In reply to The naked statistician. They were quite relevant then, and will continue to be, insofar as we care to distinguish results of expected chance variability, & want to block being misled with high probability.

By: Deborah G. Mayo

Deborah G. Mayo — Thu, 19 Sep 2019 20:57:47 +0000

So it’s fine to keep searching until you get what appears to be an effect with large magnitude? Error probabilities, used correctly don’t just control error probabilities in the long-run, but indicate if a lousy job has been done in the case at hand (in avoiding misconstruing noise as genuine).

By: Anonymous

Anonymous — Wed, 31 Jul 2019 18:07:19 +0000

In reply to Anonymous.

“If you keep spending resources on it, you’ll eventually will find something “significant” there! (who cares if you could possibly spend your resources on something more valid, important, useful, predictive, explanatory, etc.)”

Maybe it doesn’t even matter so much if something “significant” is there, or how big/important it is.

As long as the construct gets talked about, and researched in some way or form, the machine keeps running.

As long as the machine keeps running, all kinds of things can be achieved like financial gain, political influence, media attention, etc.

Perhaps it’s all about keeping the machine running as long as possible, so you have lots of time to do, and achieve, and receive, lots of things.

By: Anoneuoid

Anoneuoid — Wed, 31 Jul 2019 14:03:19 +0000

In reply to Anoneuoid.

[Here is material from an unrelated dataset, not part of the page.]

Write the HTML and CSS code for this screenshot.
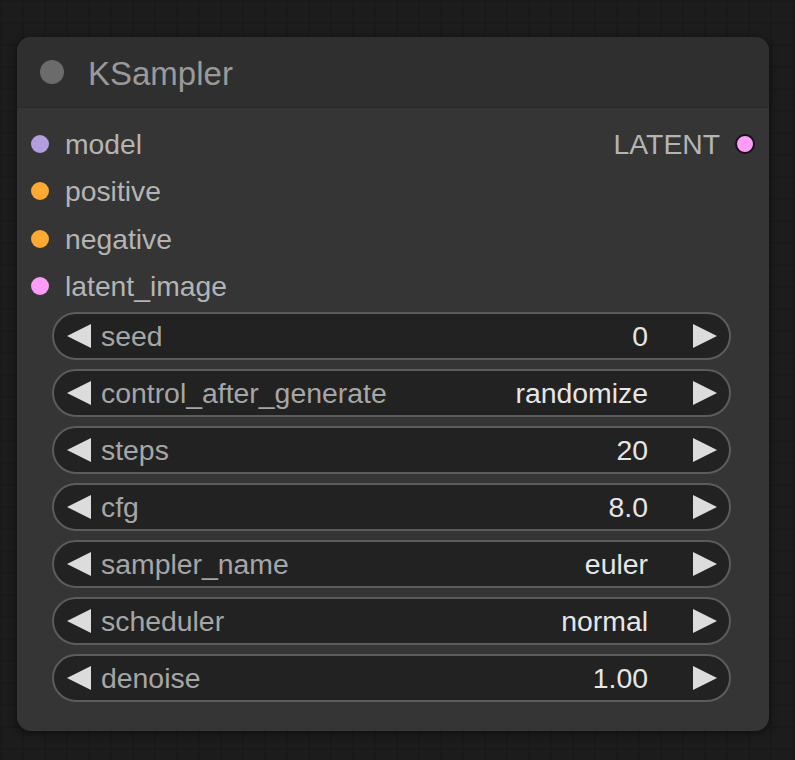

I see what you mean. It's just not something I would care about so failed to read your post like that.

By: Corey

Corey — Wed, 31 Jul 2019 12:24:07 +0000

In reply to Anoneuoid. I mean I don't disagree, but the topic I'm addressing is combining sampling-theory-based methods in general with the idea that "it’s completely fine to add participants after looking at the result".

By: Anoneuoid

Anoneuoid — Wed, 31 Jul 2019 06:38:52 +0000

In reply to Anoneuoid. Actually, is there a case where the confidence interval and credible intervals* differ substantially but the confidence interval makes more sense? All the examples I'm finding only seem to show the confidence interval includes impossible values, etc. *Using a uniform or near uniform prior, which I should have mentioned above as well.

By: Anoneuoid

Anoneuoid — Wed, 31 Jul 2019 05:50:41 +0000

In reply to Corey. I was thinking of just modelling the process I believed generated the data and getting a credible interval. I use confidence intervals only because they often are computationally cheap means to approximate the corresponding credible interval. The credible interval would also approximate the coverage of the confidence interval in those cases. If that doesn't happen in this case then I don't see what purpose the confidence interval would serve.

By: Corey

Corey — Wed, 31 Jul 2019 03:02:38 +0000

In reply to Anoneuoid. Okay, simplest case. The model is normal, mean unknown, variance 1. The stopping rule: if the first datum is less than 1.6, stop; otherwise collect a second datum. The problem: specify a 95% one-sided upper confidence procedure. You need to decide, for each possible value of the mean, where you will put the upper bound for each of the two possible realized sample sizes. The coverage constraint says that for each possible value of the mean, the probability of exceeding the upper bounds is 5%. But you have two upper bounds, one for each possible sample size, so unlike in the fixed sample size design, the coverage constraint alone does not determine where the upper bounds are.

By: Anoneuoid

Anoneuoid — Wed, 31 Jul 2019 01:46:56 +0000

In reply to Corey. The sample size should be a parameter in the simulation, not sure what you mean.

By: Anoneuoid

Anoneuoid — Wed, 31 Jul 2019 01:40:46 +0000

In reply to Keith O'Rourke. So obviously you need to simulate the publication bias. It isn't hard to do that, but some of parameters would be unknown. In that case the correct answer is we are just very uncertain as to what a given collection of literature means. I suspect that will be the case in general, most of these studies were a waste of time.

By: Martha (Smith)

Martha (Smith) — Tue, 30 Jul 2019 21:18:03 +0000

In reply to Keith O'Rourke. +1

By: Keith O'Rourke

Keith O'Rourke — Tue, 30 Jul 2019 19:16:07 +0000

In reply to Anoneuoid. The problem with actual meta-analyses is that there is a lot of uncertainty about whether what is reported in studies represents what actually was done and happened. As well as completely unreported studies.

By: Corey

Corey — Tue, 30 Jul 2019 19:09:07 +0000

In reply to Anoneuoid.

It is easy enough to write a simulation that incorporates assumptions about how the data was collected into the null model. You don’t really need “exact” intervals.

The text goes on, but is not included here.